I would then use $x=x_w/w$ and $y=y_w/w$ as coordinates relative to the $2D$ plane in the world. Is that correct or at least going in the right direction?

Side note: this has been briefly touched upon, but without any good mathematical grounding in someone else's practical question https://stackoverflow.com/questions/20445147/transform-image-using-roll-pitch-yaw-angles-image-rectification and I'm interested in the mathematical foundation of a similar problem.

Best Answer

You were doing well up until the line $H'^{-1} = H'^T$. There’s no particular reason to believe that $H$ is orthogonal; quite the opposite, in fact. (I’m going to switch here to the more conventional name $\mathtt P$ for the projection matrix and also make use of the block decomposition $\mathtt P = \left[\mathtt M \mid \mathbf p_4\right]$.) The first two columns of $\mathtt P$, $\mathbf p_1$ and $\mathbf p_2$, are the vanishing points of the world $x$- and $y$ axes. Unless the camera happens to be positioned just right relative to the $x$-$y$ plane, these vectors will not be orthogonal in the image. The upshot is that you have to compute the inverse of $\begin{bmatrix}\mathbf p_1 & \mathbf p_2 & \mathbf p_4\end{bmatrix}$, not its transpose.
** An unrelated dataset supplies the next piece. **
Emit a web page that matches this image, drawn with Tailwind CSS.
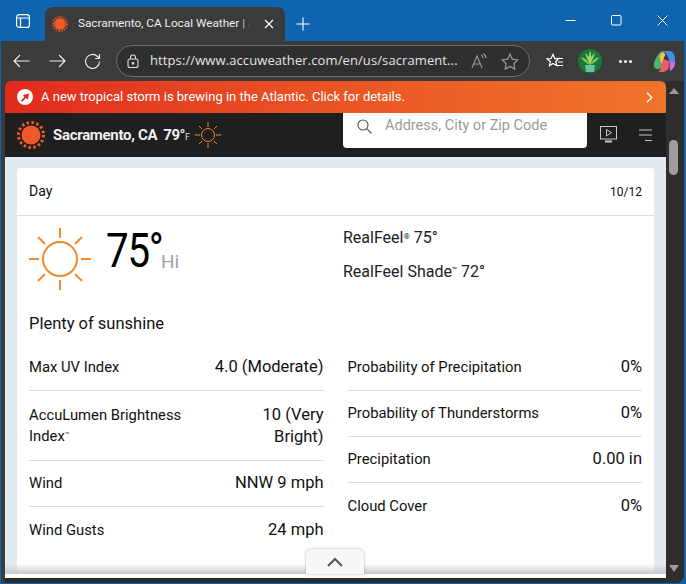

This leads to the next potential problem: this matrix might not be invertible. The submatrix $\mathtt M$ is effectively the composition of a rotation and nonsingular affine transformation, so we know the first three columns are linearly independent, but it’s entirely possible that $\mathbf p_4 = \lambda \mathbf p_1 + \mu \mathbf p_2$, that is, that the image of the world origin lies on the vanishing line of the $x$-$y$ plane. This occurs when the camera center lies on this plane. In the specific construction in your question, this isn’t really an issue since you’re reprojecting onto the $x$-$y$ plane, but keep this in mind when generalizing to other planes.
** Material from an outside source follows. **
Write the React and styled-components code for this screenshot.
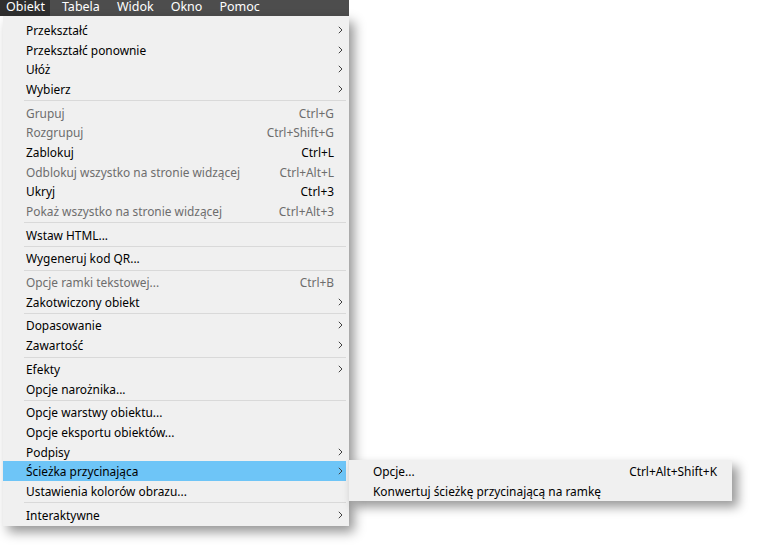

Thus, the reprojection onto the $x$-$y$ plane is given by the homography matrix $$\mathtt H = \begin{bmatrix}\mathbf p_1 & \mathbf p_2 & \mathbf p_4\end{bmatrix}^{-1}.$$ This can be generalized to any plane that doesn’t contain the camera center by inserting an appropriate coordinate transformation $\mathtt B$ into the cascade, i.e., start with $$w\begin{bmatrix}x_c \\ y_c \\ 1 \end{bmatrix} = \mathtt{PB}\begin{bmatrix}x_w\\y_w\\0\\1\end{bmatrix}.$$

For comparison, here’s a construction that makes direct use of back-mapping the image points. Given a plane with homogeneous coordinate vector $\mathbf\Pi$, its intersection with the line through a fixed point $\mathbf C$ not on the plane and an arbitrary point $\mathbf X$ is $\left(\mathbf\Pi^T\mathbf X\right) \mathbf C - \left(\mathbf C^T\mathbf\Pi\right) \mathbf X$. The world coordinates of the camera center can be recovered from $\mathbf P$: its inhomogeneous Cartesian coordinates are $\tilde{\mathbf C}=\mathtt M^{-1}\mathbf p_4$. Finally, an image point $\mathbf x$ back-projects to a ray that intersects the plane at infinity at $\left((\mathtt M^{-1}\mathbf x)^T,0\right)^T$. Putting this all together, and adding a final matrix $\mathtt B$ that imposes a coordinate system on the plane, we get $$\mathtt H = \mathtt B \left(\mathbf C \mathbf \Pi^T-\mathbf C^T \mathbf \Pi \mathtt I_4 \right) \begin{bmatrix}\mathtt M^{-1}\\\mathbf 0^T\end{bmatrix}.$$ With $\mathbf\Pi=(0,0,1,0)^T$—the $x$-$y$ plane—and $$\mathtt B = \begin{bmatrix}1&0&0&0\\0&1&0&0\\0&0&0&1\end{bmatrix}$$ this produces the same homography matrix as above.

The details of the anatomy of the projection matrix that I used above can be found in Hartley and Zisserman’s Multiple View Geometry In Computer Vision and other standard references on the subject.